* _EXERCISE OBJECTIVE_
Skip any picture you find and retype all the remaining lines exactly.
★ ★ ★ ★
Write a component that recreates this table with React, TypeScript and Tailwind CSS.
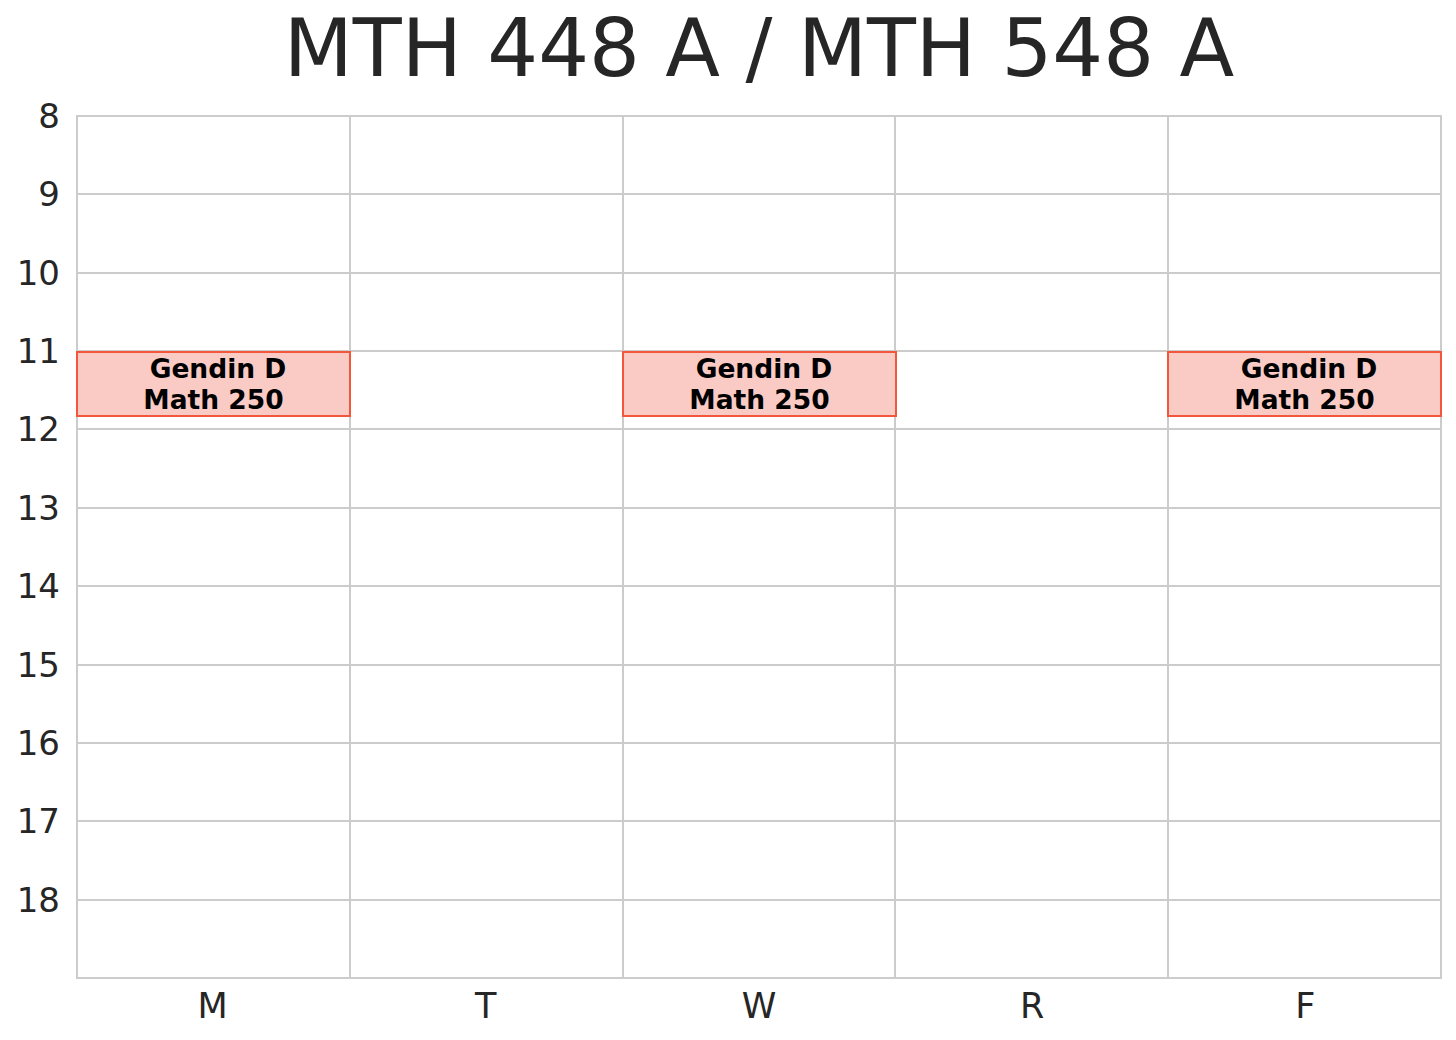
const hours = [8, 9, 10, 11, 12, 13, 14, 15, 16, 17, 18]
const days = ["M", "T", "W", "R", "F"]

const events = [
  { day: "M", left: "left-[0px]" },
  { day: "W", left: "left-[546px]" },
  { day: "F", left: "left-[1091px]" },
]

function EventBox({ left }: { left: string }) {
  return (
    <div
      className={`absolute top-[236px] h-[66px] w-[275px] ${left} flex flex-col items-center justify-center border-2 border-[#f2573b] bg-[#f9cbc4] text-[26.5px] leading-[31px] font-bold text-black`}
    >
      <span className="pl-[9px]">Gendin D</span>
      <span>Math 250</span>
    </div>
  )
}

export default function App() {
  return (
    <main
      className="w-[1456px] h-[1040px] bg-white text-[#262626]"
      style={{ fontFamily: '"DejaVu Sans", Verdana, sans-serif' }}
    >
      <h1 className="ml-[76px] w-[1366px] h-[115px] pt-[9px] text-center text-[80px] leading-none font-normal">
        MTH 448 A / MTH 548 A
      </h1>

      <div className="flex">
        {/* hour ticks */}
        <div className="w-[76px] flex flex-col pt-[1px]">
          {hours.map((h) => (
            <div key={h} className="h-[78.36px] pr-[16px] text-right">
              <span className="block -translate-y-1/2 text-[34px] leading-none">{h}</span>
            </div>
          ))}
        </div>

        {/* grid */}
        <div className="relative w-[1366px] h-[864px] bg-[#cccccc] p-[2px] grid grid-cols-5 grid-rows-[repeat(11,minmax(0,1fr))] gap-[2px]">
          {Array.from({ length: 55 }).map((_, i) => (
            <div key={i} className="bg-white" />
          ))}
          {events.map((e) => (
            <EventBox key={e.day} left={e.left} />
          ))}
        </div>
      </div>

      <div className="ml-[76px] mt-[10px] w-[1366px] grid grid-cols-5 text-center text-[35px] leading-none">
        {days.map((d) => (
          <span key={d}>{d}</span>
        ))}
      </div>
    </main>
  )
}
★ ★ ★ ★
* _WRITTEN SOLUTION_
Write a component that recreates this table with React, TypeScript and Tailwind CSS.
const hours = [8, 9, 10, 11, 12, 13, 14, 15, 16, 17, 18]
const days = ["M", "T", "W", "R", "F"]

const events = [
  { day: "M", left: "left-[0px]" },
  { day: "W", left: "left-[546px]" },
  { day: "F", left: "left-[1091px]" },
]

function EventBox({ left }: { left: string }) {
  return (
    <div
      className={`absolute top-[236px] h-[66px] w-[275px] ${left} flex flex-col items-center justify-center border-2 border-[#f2573b] bg-[#f9cbc4] text-[26.5px] leading-[31px] font-bold text-black`}
    >
      <span className="pl-[9px]">Gendin D</span>
      <span>Math 250</span>
    </div>
  )
}

export default function App() {
  return (
    <main
      className="w-[1456px] h-[1040px] bg-white text-[#262626]"
      style={{ fontFamily: '"DejaVu Sans", Verdana, sans-serif' }}
    >
      <h1 className="ml-[76px] w-[1366px] h-[115px] pt-[9px] text-center text-[80px] leading-none font-normal">
        MTH 448 A / MTH 548 A
      </h1>

      <div className="flex">
        {/* hour ticks */}
        <div className="w-[76px] flex flex-col pt-[1px]">
          {hours.map((h) => (
            <div key={h} className="h-[78.36px] pr-[16px] text-right">
              <span className="block -translate-y-1/2 text-[34px] leading-none">{h}</span>
            </div>
          ))}
        </div>

        {/* grid */}
        <div className="relative w-[1366px] h-[864px] bg-[#cccccc] p-[2px] grid grid-cols-5 grid-rows-[repeat(11,minmax(0,1fr))] gap-[2px]">
          {Array.from({ length: 55 }).map((_, i) => (
            <div key={i} className="bg-white" />
          ))}
          {events.map((e) => (
            <EventBox key={e.day} left={e.left} />
          ))}
        </div>
      </div>

      <div className="ml-[76px] mt-[10px] w-[1366px] grid grid-cols-5 text-center text-[35px] leading-none">
        {days.map((d) => (
          <span key={d}>{d}</span>
        ))}
      </div>
    </main>
  )
}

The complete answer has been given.